◆ **WHAT THE TASK ASKS**
Present every line in which the string "React" appears.

◆ **DATA**
————
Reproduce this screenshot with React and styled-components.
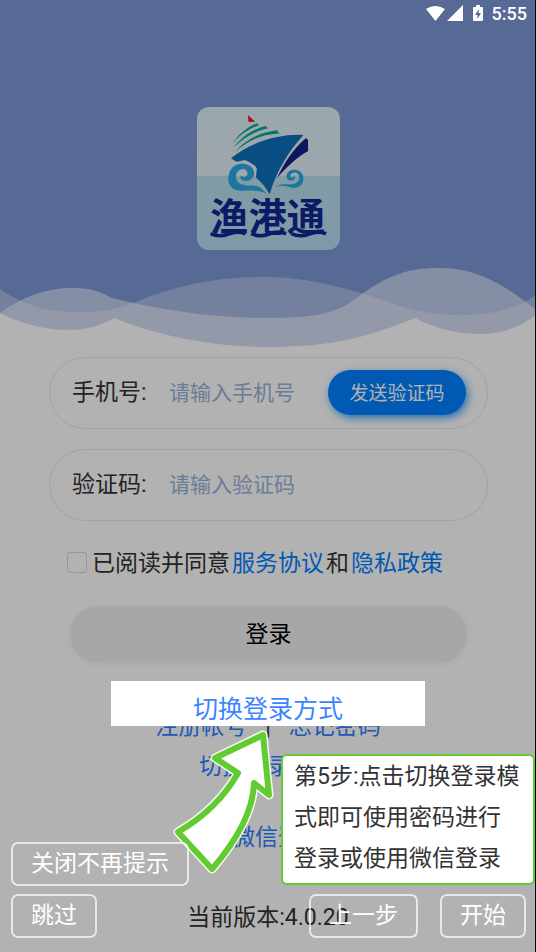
import React from 'react';
import styled, { createGlobalStyle } from 'styled-components';

const GlobalStyle = createGlobalStyle`
  * { box-sizing: border-box; }
  body {
    margin: 0;
    background: #fff;
    font-family: Roboto, "Noto Sans CJK SC", sans-serif;
    font-size: 23px;
    line-height: 28px;
    color: #333;
  }
  button, input { font-family: inherit; }
`;

const Screen = styled.div`
  position: relative;
  min-height: 100vh;
  overflow: hidden;
  display: flex;
  flex-direction: column;
`;

const Hero = styled.header`
  background: linear-gradient(#7c99d6 0 90%, #fff 90%);
  display: flex;
  flex-direction: column;
  align-items: center;
`;

const StatusBar = styled.div`
  position: relative;
  z-index: 3;
  align-self: stretch;
  height: 27px;
  padding-right: 9px;
  display: flex;
  justify-content: flex-end;
  align-items: center;
  color: #fff;
  font-size: 18px;
  font-weight: 500;
  line-height: 27px;
`;

const StatusIcons = styled.svg`
  width: 58px;
  height: 18px;
  margin-right: 8px;
`;

const Logo = styled.svg`
  width: 143px;
  height: 143px;
  margin: 80px 0 10px;
  border-radius: 12px;
`;

const LogoText = styled.text`
  font-family: "Noto Sans CJK SC", sans-serif;
  font-weight: 700;
  font-size: 115px;
  fill: #122891;
`;

const Waves = styled.svg`
  display: block;
  width: 100%;
  height: 90px;
`;

const Form = styled.form`
  display: flex;
  flex-direction: column;
  padding: 7px 48px 0 49px;
`;

const Field = styled.div`
  display: flex;
  align-items: center;
  height: 72px;
  padding: 0 21px 1px 22px;
  margin-bottom: 20px;
  border: 1px solid #e9e9e9;
  border-radius: 36px;
`;

const FieldLabel = styled.label`
  width: 97px;
  flex: none;
`;

const FieldInput = styled.input`
  flex: 1;
  min-width: 0;
  padding: 0;
  border: 0;
  outline: 0;
  background: none;
  font-size: 21px;
  line-height: 28px;
  color: #333;
  &::placeholder { color: #99b3da; opacity: 1; }
`;

const SendButton = styled.button`
  flex: none;
  width: 138px;
  height: 45px;
  padding: 0 0 2px;
  border: 0;
  border-radius: 23px;
  background: #0080ff;
  box-shadow: 2px 3px 8px rgba(0, 128, 255, 0.75);
  color: #fff;
  font-size: 19px;
`;

const Agreement = styled.div`
  display: flex;
  align-items: center;
  margin: 9px 0 28px 18px;
  white-space: nowrap;
`;

const Checkbox = styled.input`
  appearance: none;
  width: 20px;
  height: 21px;
  margin: 0 5px 3px 0;
  border: 1px solid #d8d8d8;
  border-radius: 3px;
  background: #fff;
`;

const PolicyLink = styled.a`
  padding: 0 2px;
  color: #0080ff;
  text-decoration: none;
`;

const LoginButton = styled.button`
  height: 57px;
  margin: 0 21px;
  padding: 0 0 6px;
  border: 0;
  border-radius: 29px;
  background: #f0f0f0;
  box-shadow: 0 1px 6px rgba(0, 0, 0, 0.05);
  color: #000;
  font-size: 23px;
`;

const LinkRow = styled.nav`
  display: flex;
  justify-content: center;
  gap: 18px;
  margin-top: ${(p) => p.$space}px;
  padding-left: ${(p) => p.$indent || 0}px;
`;

const TextLink = styled.a`
  color: #2c82ff;
  text-decoration: none;
`;

const Version = styled.p`
  margin: 52px 0 19px;
  text-align: center;
`;

const Guide = styled.section`
  position: absolute;
  inset: 0;
  z-index: 2;
  background: rgba(0, 0, 0, 0.3);
  border-right: 1px solid #000;
`;

const Highlight = styled.button`
  position: absolute;
  top: 681px;
  left: 111px;
  width: 314px;
  height: 45px;
  padding: 12px 0 0;
  border: 0;
  background: #fff;
  color: #3d85ff;
  font-size: 25px;
  line-height: 33px;
`;

const Arrow = styled.svg`
  position: absolute;
  top: 726px;
  left: 168px;
  width: 112px;
  height: 152px;
`;

const Tip = styled.p`
  position: absolute;
  top: 754px;
  right: 0;
  width: 254px;
  margin: 0;
  padding: 0 0 4px 11px;
  border: 2px solid #62cb31;
  border-radius: 6px;
  background: #fff;
  line-height: 41px;
  white-space: nowrap;
`;

const GuideBar = styled.div`
  position: absolute;
  left: 11px;
  right: 9px;
  bottom: 14px;
  display: flex;
  flex-direction: column;
  align-items: flex-start;
  gap: 8px;
`;

const GuideActions = styled.div`
  align-self: stretch;
  display: flex;
  gap: 22px;
`;

const GuideButton = styled.button`
  height: 44px;
  padding: 0 18px 1px;
  margin-left: ${(p) => (p.$push ? 'auto' : '0')};
  border: 2px solid rgba(255, 255, 255, 0.7);
  border-radius: 7px;
  background: none;
  color: #fff;
  font-size: 23px;
  line-height: 28px;
`;

const ARROW_SHAPE =
  'M263 735L215 758L238 773C225 796 204 817 178 832L212 869C237 840 253 812 254 783L269 795Z';

function ShipLogo() {
  return (
    <Logo viewBox="53 51 430 430" role="img" aria-label="渔港通">
      <defs>
        <linearGradient id="sky" x1="0" y1="0" x2="0" y2="1">
          <stop offset="0" stopColor="#dceff5" />
          <stop offset="1" stopColor="#e2f0f6" />
        </linearGradient>
        <linearGradient id="sea" x1="0" y1="0" x2="0" y2="1">
          <stop offset="0" stopColor="#bae0ec" />
          <stop offset="1" stopColor="#b6dcf3" />
        </linearGradient>
      </defs>
      <rect x="53" y="51" width="430" height="208" fill="url(#sky)" />
      <rect x="53" y="258" width="430" height="223" fill="url(#sea)" />
      <path d="M206 75L228 95L208 96Z" fill="#f01528" />
      <g fill="#0ba996">
        <path d="M159 162C177 134 203 111 234 100L239 106C207 117 181 136 159 162Z" />
        <path d="M163 173C186 142 220 117 260 108L266 116C226 124 192 144 163 173Z" />
        <path d="M168 186C199 148 246 126 294 121L300 131C246 134 205 152 168 186Z" />
      </g>
      <path d="M155 205C215 158 292 132 373 135C327 186 294 240 271 314C263 296 250 281 230 262L233 237C228 224 216 222 207 215C195 207 183 214 172 216Z" fill="#0e70bc" />
      <path d="M381 144L387 151V183C353 202 325 228 293 265C315 220 342 176 381 144Z" fill="#122085" />
      <path d="M262 311C236 301 211 302 189 303C161 304 147 290 147 267C147 239 166 221 190 222C211 223 224 235 225 249C226 265 211 276 195 273C185 271 181 264 185 257C190 264 201 263 204 255C208 244 198 236 188 238C174 241 168 254 171 267C175 287 201 288 219 287C238 287 250 299 262 311Z" fill="#29aae6" />
      <path d="M289 292C306 278 321 285 340 283C354 281 363 271 360 260C358 249 347 245 339 250C331 254 334 266 341 263C345 261 345 258 346 256C351 264 345 272 336 272C326 272 320 263 323 253C327 242 338 238 350 240C366 243 374 255 373 269C371 288 355 297 335 293C317 289 307 285 289 292Z" fill="#29aae6" />
      <LogoText x="93" y="425">渔港通</LogoText>
      <path d="M94 432Q120 444 147 433T199 432M216 432Q242 444 269 433T321 432M337 432Q363 444 390 433T441 432" fill="none" stroke="#122891" strokeWidth="11" />
    </Logo>
  );
}

export default function App() {
  return (
    <>
      <GlobalStyle />
      <Screen>
        <Hero>
          <StatusBar>
            <StatusIcons viewBox="0 0 58 18" fill="#fff" aria-hidden="true">
              <path d="M0 4Q9 -2 19 4L9.500 16Z" />
              <path d="M21 16L37 0V16Z" />
              <path fillRule="evenodd" d="M50 0H54V2H56Q57 2 57 3V15Q57 16 56 16H48Q47 16 47 15V3Q47 2 48 2H50ZM53 4L49 10H51.500V14L55 8H52.500Z" />
            </StatusIcons>
            <time>5:55</time>
          </StatusBar>
          <ShipLogo />
          <Waves viewBox="0 260 536 90" preserveAspectRatio="none" aria-hidden="true">
            <rect x="0" y="260" width="536" height="90" fill="#7c99d6" />
            <path d="M0 289C24 306 49 312 78 312C103 312 119 309 136 302C175 286 214 277 266 277C309 277 352 289 400 306C430 316 465 317 490 313C512 309 526 302 536 295V350H0Z" fill="#fff" fillOpacity=".32" />
            <path d="M0 313C25 295 48 288 72 288C93 288 100 292 112 298C160 310 214 318 266 318C315 318 337 314 358 297C388 274 411 268 438 268C474 268 500 281 536 310V350H0Z" fill="#fff" fillOpacity=".5" />
            <path d="M0 313C24 325 47 330 68 330C86 330 100 326 114 318C164 338 217 347 270 347C326 347 364 339 415 318C439 330 458 334 481 334C502 334 520 327 536 315V350H0Z" fill="#fff" />
          </Waves>
        </Hero>
        <Form onSubmit={(e) => e.preventDefault()}>
          <Field>
            <FieldLabel htmlFor="phone">手机号:</FieldLabel>
            <FieldInput id="phone" type="tel" placeholder="请输入手机号" />
            <SendButton type="button">发送验证码</SendButton>
          </Field>
          <Field>
            <FieldLabel htmlFor="code">验证码:</FieldLabel>
            <FieldInput id="code" type="text" placeholder="请输入验证码" />
          </Field>
          <Agreement>
            <Checkbox id="agree" type="checkbox" />
            <label htmlFor="agree">已阅读并同意</label>
            <PolicyLink href="#service">服务协议</PolicyLink>
            <span>和</span>
            <PolicyLink href="#privacy">隐私政策</PolicyLink>
          </Agreement>
          <LoginButton type="submit">登录</LoginButton>
        </Form>
        <LinkRow $space={50}>
          <TextLink href="#register">注册帐号</TextLink>
          <span>|</span>
          <TextLink href="#forgot">忘记密码</TextLink>
        </LinkRow>
        <LinkRow $space={12}>
          <TextLink href="#switch">切换登录方式</TextLink>
        </LinkRow>
        <LinkRow $space={43} $indent={20}>
          <TextLink href="#wechat">微信登录</TextLink>
        </LinkRow>
        <Version>当前版本:4.0.20</Version>
        <Guide>
          <Highlight type="button">切换登录方式</Highlight>
          <Arrow viewBox="168 726 112 152" aria-hidden="true">
            <path d={ARROW_SHAPE} fill="#fff" stroke="#f4fbef" strokeWidth="9" strokeLinejoin="round" />
            <path d={ARROW_SHAPE} fill="#fff" stroke="#62cb31" strokeWidth="6" strokeLinejoin="round" />
          </Arrow>
          <Tip>
            第5步:点击切换登录模<br />
            式即可使用密码进行<br />
            登录或使用微信登录
          </Tip>
          <GuideBar>
            <GuideButton type="button">关闭不再提示</GuideButton>
            <GuideActions>
              <GuideButton type="button">跳过</GuideButton>
              <GuideButton type="button" $push>上一步</GuideButton>
              <GuideButton type="button">开始</GuideButton>
            </GuideActions>
          </GuideBar>
        </Guide>
      </Screen>
    </>
  );
}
————
◆ **WRITTEN SOLUTION**
Reproduce this screenshot with React and styled-components.
import React from 'react';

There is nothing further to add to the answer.